_Task description_
Copy out each line of the material below that holds the string "styles".

_Supplied information_
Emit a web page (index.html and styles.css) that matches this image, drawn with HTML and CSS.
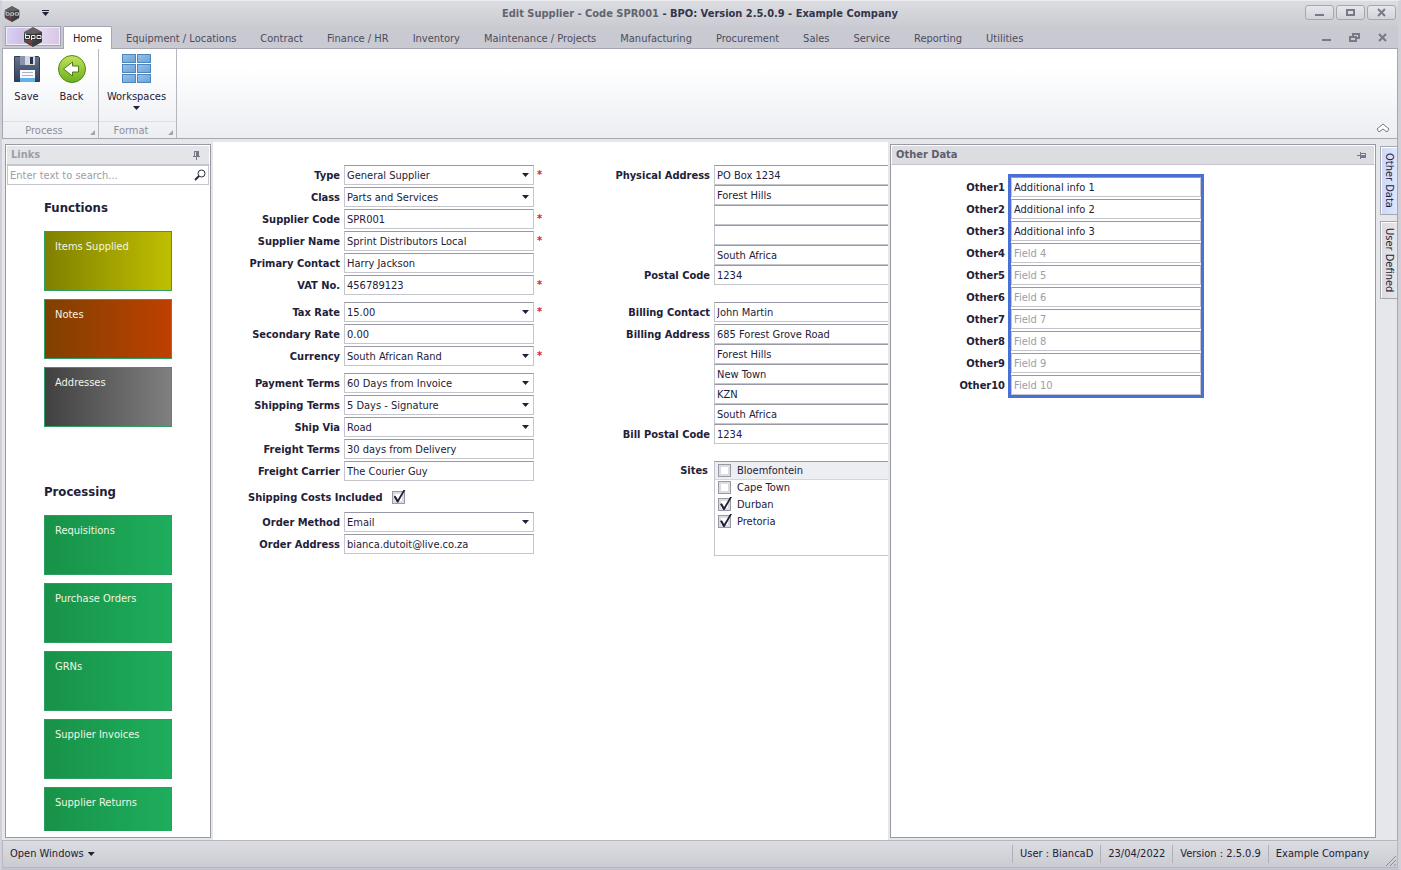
FILE: index.html
```
<!DOCTYPE html>
<html lang="en">
<head>
  <meta charset="UTF-8" />
  <meta name="viewport" content="width=device-width, initial-scale=1.0"/>
  <title>Edit Supplier - Code SPR001</title>
  <link rel="stylesheet" href="styles.css">
</head>
<body>
  <svg width="0" height="0" class="defs" aria-hidden="true">
    <defs>
      <linearGradient id="hexFill" x1="0" y1="0" x2="1" y2="1">
        <stop offset="0" stop-color="#6a6a6c"/>
        <stop offset="1" stop-color="#2b2b2d"/>
      </linearGradient>
      <linearGradient id="diskFill" x1="0" y1="0" x2="0" y2="1">
        <stop offset="0" stop-color="#66738f"/>
        <stop offset="1" stop-color="#333f5a"/>
      </linearGradient>
      <linearGradient id="backFill" x1="0" y1="0" x2="0" y2="1">
        <stop offset="0" stop-color="#c3e25a"/>
        <stop offset="1" stop-color="#6cb01e"/>
      </linearGradient>
      <linearGradient id="cellFill" x1="0" y1="0" x2="1" y2="1">
        <stop offset="0" stop-color="#98c2ea"/>
        <stop offset="1" stop-color="#6aa2d6"/>
      </linearGradient>
      <symbol id="logo" viewBox="0 0 20 20">
        <path d="M10 0 19 5v10l-9 5-9-5V5z" fill="url(#hexFill)"/>
        <path d="M10 1 18 5l-8 2-8-2z" fill="#626265"/>
        <path d="M1 7h18v6H1z" fill="#333335"/>
        <path d="M2.500 6.500v5h4v-3h-4M8.500 13v-4.500h3.500v3H9M14 8.500h4v3h-4z" fill="none" stroke="#ececee"/>
        <path d="M5 14h3v2M7 17l2 1" fill="none" stroke="#b03030"/>
      </symbol>
      <symbol id="pin" viewBox="0 0 9 9">
        <path d="M2 0h5v5h1v1H5v3H4V6H1V5h1z" fill="#77798a"/>
        <path d="M3 1h1v4H3z" fill="#e0e1e6"/>
      </symbol>
    </defs>
  </svg>

  <header class="titlebar">
    <svg class="title-logo"><use href="#logo"/></svg>
    <button class="quick" aria-label="Customize toolbar">
      <svg width="9" height="7"><path d="M1 0h7v1H1zM1 2h7L4.500 6z" fill="#1e2138"/></svg>
    </button>
    <h1><span>Edit Supplier - Code SPR001</span> - BPO: Version 2.5.0.9 - Example Company</h1>
    <div class="window-buttons">
      <button aria-label="Minimize"><svg width="11" height="9"><path d="M1 6h9v2H1z" fill="#777989"/></svg></button>
      <button aria-label="Maximize"><svg width="11" height="9"><path d="M2 2h7v5H2z" fill="none" stroke="#777989" stroke-width="2"/></svg></button>
      <button aria-label="Close"><svg width="11" height="9"><path d="M2 1l7 7M9 1L2 8" stroke="#777989" stroke-width="2"/></svg></button>
    </div>
  </header>

  <nav class="tabs">
    <button class="app-button" aria-label="Application menu"><svg><use href="#logo"/></svg></button>
    <a href="#" class="active">Home</a>
    <a href="#">Equipment / Locations</a>
    <a href="#">Contract</a>
    <a href="#">Finance / HR</a>
    <a href="#">Inventory</a>
    <a href="#">Maintenance / Projects</a>
    <a href="#">Manufacturing</a>
    <a href="#">Procurement</a>
    <a href="#">Sales</a>
    <a href="#">Service</a>
    <a href="#">Reporting</a>
    <a href="#">Utilities</a>
    <div class="child-buttons">
      <button aria-label="Minimize child"><svg width="11" height="9"><path d="M1 6h9v2H1z" fill="#777989"/></svg></button>
      <button aria-label="Restore child"><svg width="11" height="9"><path d="M4 4V1h6v4H7M1 4h6v4H1z" fill="none" stroke="#777989" stroke-width="2"/></svg></button>
      <button aria-label="Close child"><svg width="11" height="9"><path d="M2 1l7 7M9 1L2 8" stroke="#777989" stroke-width="2"/></svg></button>
    </div>
  </nav>

  <section class="ribbon">
    <div class="group">
      <div class="group-items">
        <button class="tool">
          <svg width="32" height="32">
            <path d="M3.500 3.500h24l1 1v24h-25z" fill="url(#diskFill)" stroke="#2f3a54"/>
            <path d="M9 3h15v9H9z" fill="#d5d9e2"/>
            <path d="M19 4h3v7h-3z" fill="#28324a"/>
            <path d="M9 3h5v9H9z" fill="#8b94a8"/>
            <path d="M9 17h15v12H9z" fill="#f7f9fc"/>
            <path d="M9 25h15v4H9z" fill="#5fb2ea"/>
            <path d="M11 19.500h11M11 22.500h11" stroke="#a9b1c0"/>
          </svg>
          Save
        </button>
        <button class="tool">
          <svg width="32" height="32">
            <circle cx="16" cy="16" r="13.500" fill="url(#backFill)" stroke="#4f8a17"/>
            <path d="M7.500 16l9-7v4h6v6h-6v4z" fill="#fff" stroke="#4c7a1b"/>
          </svg>
          Back
        </button>
      </div>
      <div class="group-name">Process<i></i></div>
    </div>
    <div class="group">
      <div class="group-items">
        <button class="tool wide">
          <svg width="32" height="32">
            <g fill="url(#cellFill)" stroke="#4d86bb">
              <rect x="1.500" y="1.500" width="13" height="8"/>
              <rect x="16.500" y="1.500" width="13" height="8"/>
              <rect x="1.500" y="11.500" width="13" height="8"/>
              <rect x="16.500" y="11.500" width="13" height="8"/>
              <rect x="1.500" y="21.500" width="13" height="8"/>
              <rect x="16.500" y="21.500" width="13" height="8"/>
            </g>
          </svg>
          Workspaces
          <i class="arrow"></i>
        </button>
      </div>
      <div class="group-name">Format<i></i></div>
    </div>
    <button class="collapse" aria-label="Collapse ribbon">
      <svg width="14" height="10"><path d="M7 1l6 5-2 3-4-3-4 3-2-3z" fill="#fff" stroke="#777a86"/></svg>
    </button>
  </section>

  <main>
    <aside class="panel links">
      <h2 class="inactive">Links<svg width="9" height="9"><use href="#pin"/></svg></h2>
      <div class="search">
        <input type="text" placeholder="Enter text to search..." aria-label="Search links">
        <svg width="12" height="12"><circle cx="7.500" cy="4.500" r="3.500" fill="none" stroke="#2a2c40"/><path d="M5 7L1 11" stroke="#2a2c40" stroke-width="2"/></svg>
      </div>
      <div class="tiles">
        <h3>Functions</h3>
        <button class="tile olive">Items Supplied</button>
        <button class="tile rust">Notes</button>
        <button class="tile gray">Addresses</button>
        <h3 class="second">Processing</h3>
        <button class="tile">Requisitions</button>
        <button class="tile">Purchase Orders</button>
        <button class="tile">GRNs</button>
        <button class="tile">Supplier Invoices</button>
        <button class="tile">Supplier Returns</button>
      </div>
    </aside>

    <form class="supplier">
      <div class="column">
        <div class="fields">
          <div class="row"><label for="type">Type</label><span class="combo"><select id="type"><option>General Supplier</option></select></span><b>*</b></div>
          <div class="row"><label for="class">Class</label><span class="combo"><select id="class"><option>Parts and Services</option></select></span></div>
          <div class="row"><label for="code">Supplier Code</label><input type="text" id="code" value="SPR001"><b>*</b></div>
          <div class="row"><label for="name">Supplier Name</label><input type="text" id="name" value="Sprint Distributors Local"><b>*</b></div>
          <div class="row"><label for="contact">Primary Contact</label><input type="text" id="contact" value="Harry Jackson"></div>
          <div class="row"><label for="vat">VAT No.</label><input type="text" id="vat" value="456789123"><b>*</b></div>
        </div>
        <div class="fields">
          <div class="row"><label for="tax">Tax Rate</label><span class="combo"><select id="tax"><option>15.00</option></select></span><b>*</b></div>
          <div class="row"><label for="rate2">Secondary Rate</label><input type="text" id="rate2" value="0.00"></div>
          <div class="row"><label for="currency">Currency</label><span class="combo"><select id="currency"><option>South African Rand</option></select></span><b>*</b></div>
        </div>
        <div class="fields">
          <div class="row"><label for="payment">Payment Terms</label><span class="combo"><select id="payment"><option>60 Days from Invoice</option></select></span></div>
          <div class="row"><label for="shipping">Shipping Terms</label><span class="combo"><select id="shipping"><option>5 Days - Signature</option></select></span></div>
          <div class="row"><label for="via">Ship Via</label><span class="combo"><select id="via"><option>Road</option></select></span></div>
          <div class="row"><label for="freight">Freight Terms</label><input type="text" id="freight" value="30 days from Delivery"></div>
          <div class="row"><label for="carrier">Freight Carrier</label><input type="text" id="carrier" value="The Courier Guy"></div>
        </div>
        <div class="row included"><label for="included">Shipping Costs Included</label><input type="checkbox" id="included" checked></div>
        <div class="fields">
          <div class="row"><label for="method">Order Method</label><span class="combo"><select id="method"><option>Email</option></select></span></div>
          <div class="row"><label for="order">Order Address</label><input type="text" id="order" value="bianca.dutoit@live.co.za"></div>
        </div>
      </div>

      <div class="column">
        <div class="fields address">
          <div class="row"><label for="phys1">Physical Address</label><input type="text" id="phys1" value="PO Box 1234"></div>
          <div class="row"><label></label><input type="text" aria-label="Physical address 2" value="Forest Hills"></div>
          <div class="row"><label></label><input type="text" aria-label="Physical address 3"></div>
          <div class="row"><label></label><input type="text" aria-label="Physical address 4"></div>
          <div class="row"><label></label><input type="text" aria-label="Physical address 5" value="South Africa"></div>
          <div class="row"><label for="postal">Postal Code</label><input type="text" id="postal" value="1234"></div>
        </div>
        <div class="row billing"><label for="billing">Billing Contact</label><input type="text" id="billing" value="John Martin"></div>
        <div class="fields address">
          <div class="row"><label for="bill1">Billing Address</label><input type="text" id="bill1" value="685 Forest Grove Road"></div>
          <div class="row"><label></label><input type="text" aria-label="Billing address 2" value="Forest Hills"></div>
          <div class="row"><label></label><input type="text" aria-label="Billing address 3" value="New Town"></div>
          <div class="row"><label></label><input type="text" aria-label="Billing address 4" value="KZN"></div>
          <div class="row"><label></label><input type="text" aria-label="Billing address 5" value="South Africa"></div>
          <div class="row"><label for="billpostal">Bill Postal Code</label><input type="text" id="billpostal" value="1234"></div>
        </div>
        <div class="row sites">
          <span class="label">Sites</span>
          <div class="site-list">
            <label class="selected"><input type="checkbox">Bloemfontein</label>
            <label><input type="checkbox">Cape Town</label>
            <label><input type="checkbox" checked>Durban</label>
            <label><input type="checkbox" checked>Pretoria</label>
          </div>
        </div>
      </div>
    </form>

    <aside class="panel other">
      <h2>Other Data<svg width="9" height="9" class="docked"><use href="#pin"/></svg></h2>
      <div class="other-data">
        <div class="other-labels">
          <label for="other1">Other1</label>
          <label for="other2">Other2</label>
          <label for="other3">Other3</label>
          <label for="other4">Other4</label>
          <label for="other5">Other5</label>
          <label for="other6">Other6</label>
          <label for="other7">Other7</label>
          <label for="other8">Other8</label>
          <label for="other9">Other9</label>
          <label for="other10">Other10</label>
        </div>
        <div class="highlight">
          <input type="text" id="other1" value="Additional info 1">
          <input type="text" id="other2" value="Additional info 2">
          <input type="text" id="other3" value="Additional info 3">
          <input type="text" id="other4" placeholder="Field 4">
          <input type="text" id="other5" placeholder="Field 5">
          <input type="text" id="other6" placeholder="Field 6">
          <input type="text" id="other7" placeholder="Field 7">
          <input type="text" id="other8" placeholder="Field 8">
          <input type="text" id="other9" placeholder="Field 9">
          <input type="text" id="other10" placeholder="Field 10">
        </div>
      </div>
    </aside>

    <div class="side-tabs">
      <button class="active">Other Data</button>
      <button>User Defined</button>
    </div>
  </main>

  <footer>
    <button>Open Windows<i class="arrow"></i></button>
    <span>User : BiancaD</span>
    <span>23/04/2022</span>
    <span>Version : 2.5.0.9</span>
    <span>Example Company</span>
    <svg width="12" height="12"><path d="M1 11L11 1M5 11l6-6M9 11l2-2" stroke="#8d8f9b"/></svg>
  </footer>
</body>
</html>
```
FILE: styles.css
```
* {
  box-sizing: border-box;
}

body {
  margin: 0;
  height: 100vh;
  display: flex;
  flex-direction: column;
  background: #e6e7eb;
  border: 1px solid #b9bac2;
  border-width: 1px 3px 2px 2px;
  border-color: #ececf0 #d0d1d8 #c3c4cc #d0d1d8;
  font-family: "DejaVu Sans Condensed", "Noto Sans", sans-serif;
  font-size: 11px;
  line-height: 14px;
  color: #1e2138;
  overflow: hidden;
}

button, input, select {
  font: inherit;
  color: inherit;
  margin: 0;
}

button {
  border: none;
  background: none;
  padding: 0;
  cursor: pointer;
}

a {
  color: inherit;
  text-decoration: none;
}

.defs {
  position: absolute;
}

.arrow {
  width: 7px;
  height: 4px;
  background: #1e2138;
  clip-path: polygon(0 0, 100% 0, 50% 100%);
}

/* title bar */
.titlebar {
  display: flex;
  align-items: center;
  height: 25px;
  flex: none;
  padding: 0 2px 0 2px;
  background: linear-gradient(#dcdde1, #cbccd3);
}

.title-logo {
  width: 16px;
  height: 16px;
}

.quick {
  width: 12px;
  margin-left: 19px;
}

.titlebar h1 {
  flex: 1;
  margin: 0;
  padding-left: 44px;
  text-align: center;
  font-size: 11px;
  color: #33354a;
}

.titlebar h1 span {
  color: #62646f;
}

.window-buttons {
  display: flex;
  gap: 2px;
  margin-bottom: 2px;
}

.window-buttons button {
  width: 29px;
  height: 15px;
  border: 1px solid #a6a7b1;
  border-radius: 3px;
  background: linear-gradient(#e6e7eb, #d3d4da);
}

.window-buttons svg, .child-buttons svg {
  display: block;
  margin: 0 auto;
}

/* ribbon tabs */
.tabs {
  display: flex;
  height: 22px;
  flex: none;
  padding-left: 3px;
  background: #c9c9d1;
  color: #4b4d5e;
}

.tabs a {
  padding: 6px 12px 0;
  white-space: nowrap;
}

.tabs a.active {
  position: relative;
  width: 49px;
  padding: 5px 0 0;
  margin-right: 2px;
  height: 23px;
  border: 1px solid #a6a7b1;
  border-bottom: none;
  border-radius: 2px 2px 0 0;
  background: #fff;
  color: #1e2138;
  text-align: center;
}

.app-button {
  width: 56px;
  height: 20px;
  margin-right: 2px;
  border: 1px solid #a2a3b0;
  box-shadow: inset 0 0 0 1px #f0ecf8;
  background: linear-gradient(100deg, #d9d3f4, #d0c0e6 30%, #e6d8f0 60%, #d6c4e4);
}

.app-button svg {
  display: block;
  width: 20px;
  height: 20px;
  margin: 0 auto;
}

.child-buttons {
  display: flex;
  gap: 17px;
  margin-left: auto;
  padding-right: 10px;
  align-items: center;
}

/* ribbon */
.ribbon {
  display: flex;
  flex: none;
  height: 91px;
  border: 1px solid #a6a7b1;
  background: linear-gradient(#fff 20%, #eceef2);
}

.group {
  display: flex;
  flex-direction: column;
  border-right: 1px solid #b5b6be;
}

.group-items {
  display: flex;
  flex: 1;
  padding: 4px 4px 0 1px;
}

.group + .group .group-items {
  padding: 4px 3px 0 1px;
}

.tool {
  display: flex;
  flex-direction: column;
  align-items: center;
  width: 45px;
}

.tool svg {
  margin-bottom: 5px;
}

.tool.wide {
  width: 73px;
}

.tool .arrow {
  margin-top: 2px;
}

.group-name {
  position: relative;
  height: 17px;
  padding: 2px 13px 0 0;
  border-top: 1px solid #dcdde2;
  text-align: center;
  color: #8d8f9b;
}

.group-name i {
  position: absolute;
  right: 3px;
  bottom: 3px;
  width: 5px;
  height: 5px;
  background: #a3a5ae;
  clip-path: polygon(100% 0, 100% 100%, 0 100%);
}

.collapse {
  align-self: flex-end;
  margin: 0 7px 5px auto;
}

.collapse svg {
  display: block;
}

/* main area */
main {
  display: flex;
  flex: 1;
  min-height: 0;
  padding-left: 3px;
}

.panel {
  display: flex;
  flex-direction: column;
  margin: 5px 0 2px;
  border: 1px solid #9899a4;
  background: #fff;
}

.panel h2 {
  display: flex;
  justify-content: space-between;
  align-items: center;
  height: 20px;
  flex: none;
  margin: 0;
  padding: 0 8px 0 4px;
  border: 1px solid #fff;
  border-bottom-color: #c5c6cd;
  background: #dcdde1;
  font-size: 11px;
  color: #5d5f6d;
}

.panel h2.inactive {
  background: #e4e5e9;
  color: #9c9ea9;
}

.docked {
  transform: rotate(90deg);
}

.links {
  width: 206px;
  flex: none;
  padding-bottom: 6px;
}

.search {
  display: flex;
  align-items: center;
  height: 20px;
  flex: none;
  margin: 0 1px;
  padding-right: 2px;
  border: 1px solid #c5c6cd;
}

::placeholder {
  color: #9c9ea9;
  opacity: 1;
}

.tiles {
  display: flex;
  flex-direction: column;
  flex: 1;
  min-height: 0;
  gap: 8px;
  padding: 0 38px;
  overflow: hidden;
}

.tiles h3 {
  flex: none;
  height: 20px;
  margin: 14px 0 4px;
  font-size: 13px;
  line-height: 18px;
}

.tiles h3.second {
  margin-top: 48px;
}

.tile {
  flex: none;
  height: 60px;
  padding: 0 10px 28px;
  border: 1px solid #2f9e63;
  background: linear-gradient(90deg, #189248, #1eae5d);
  color: #f1f5e4;
  text-align: left;
}

.olive {
  background: linear-gradient(90deg, #808000, #bfbf00);
}

.rust {
  background: linear-gradient(90deg, #804000, #bf4000);
}

.gray {
  background: linear-gradient(90deg, #404040, #808080);
}

/* supplier form */
.supplier {
  display: flex;
  flex: 1;
  min-width: 0;
  gap: 73px;
  margin: 3px 2px 0;
  padding: 23px 0 0 24px;
  background: #fff;
  overflow: hidden;
}

.column {
  flex: none;
}

.fields {
  display: flex;
  flex-direction: column;
  gap: 2px;
  margin-bottom: 7px;
}

.row {
  display: flex;
  align-items: center;
}

.row > label, .row > .label {
  width: 103px;
  margin-right: 4px;
  padding-top: 1px;
  text-align: right;
  font-weight: bold;
  white-space: nowrap;
}

.row b {
  width: 0;
  margin-left: 3px;
  color: #e0202c;
}

input[type="text"], select {
  width: 190px;
  height: 20px;
  padding: 0 2px;
  border: 1px solid #c5c6cd;
  border-top-color: #9899a4;
  border-radius: 0;
  background: #fff;
}

select {
  appearance: none;
  padding-top: 1px;
}

.combo {
  position: relative;
  height: 20px;
}

.combo::after {
  content: "";
  position: absolute;
  right: 5px;
  top: 8px;
  width: 7px;
  height: 4px;
  background: #1e2138;
  clip-path: polygon(0 0, 100% 0, 50% 100%);
}

.search input[type="text"] {
  flex: 1;
  min-width: 0;
  height: 18px;
  border: none;
  outline: none;
}

input[type="checkbox"] {
  appearance: none;
  position: relative;
  width: 13px;
  height: 13px;
  flex: none;
  border: 1px solid #9899a4;
  background: #fff;
  box-shadow: inset 0 0 0 2px #dcdde3;
}

input[type="checkbox"]:checked::after {
  content: "";
  position: absolute;
  left: 1px;
  top: -2px;
  width: 12px;
  height: 13px;
  background: #1e2138;
  clip-path: polygon(0 54%, 16% 48%, 34% 76%, 84% 0, 100% 0, 38% 100%, 28% 100%);
}

.included {
  height: 18px;
  margin-bottom: 6px;
}

.included label {
  width: auto;
  margin: 0 9px 0 11px;
}

.address {
  gap: 0;
  margin-bottom: 17px;
}

.billing {
  margin-bottom: 2px;
}

.column + .column .row > label, .column + .column .row > .label {
  width: 100px;
}

.sites {
  align-items: flex-start;
}

.sites .label {
  padding: 3px 2px 0 0;
}

.site-list {
  width: 190px;
  height: 95px;
  border: 1px solid #c5c6cd;
  border-top-color: #9899a4;
}

.site-list label {
  display: flex;
  align-items: center;
  gap: 6px;
  height: 17px;
  padding-left: 3px;
}

.site-list .selected {
  background: #eceef2;
  box-shadow: 0 1px #d5d6dc;
}

/* other data */
.other {
  width: 486px;
  flex: none;
}

.other-data {
  display: flex;
  align-items: flex-start;
  padding: 9px 0 0 60px;
}

.other-labels {
  width: 54px;
  margin-right: 3px;
  padding-top: 7px;
  text-align: right;
  font-weight: bold;
}

.other-labels label {
  display: block;
  height: 22px;
}

.highlight {
  display: flex;
  flex-direction: column;
  gap: 2px;
  border: 3px solid #4a6fd6;
}

/* vertical tabs */
.side-tabs {
  display: flex;
  flex-direction: column;
  gap: 6px;
  width: 22px;
  flex: none;
  padding: 7px 0 0 4px;
  border-right: 1px solid #a6a7b1;
}

.side-tabs button {
  padding: 6px 1px;
  border: 1px solid #a6a7b1;
  border-right: none;
  box-shadow: inset 1px 1px #fff;
  background: linear-gradient(90deg, #dadbdf, #e6e7eb);
  writing-mode: vertical-rl;
  text-align: left;
}

.side-tabs .active {
  background: linear-gradient(90deg, #ccd8f6, #dfe6fb);
}

/* status bar */
footer {
  display: flex;
  align-items: center;
  height: 28px;
  flex: none;
  border: 1px solid #b5b6be;
  background: linear-gradient(#dcdde1, #cbccd3);
}

footer button {
  display: flex;
  align-items: center;
  gap: 4px;
  margin-right: auto;
  padding-left: 7px;
}

footer span {
  padding: 2px 7px;
  border-left: 1px solid #aeafb8;
}

footer svg {
  align-self: flex-end;
  margin-left: 9px;
}
```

_Solution_
Emit a web page (index.html and styles.css) that matches this image, drawn with HTML and CSS.
  <link rel="stylesheet" href="styles.css">
FILE: styles.css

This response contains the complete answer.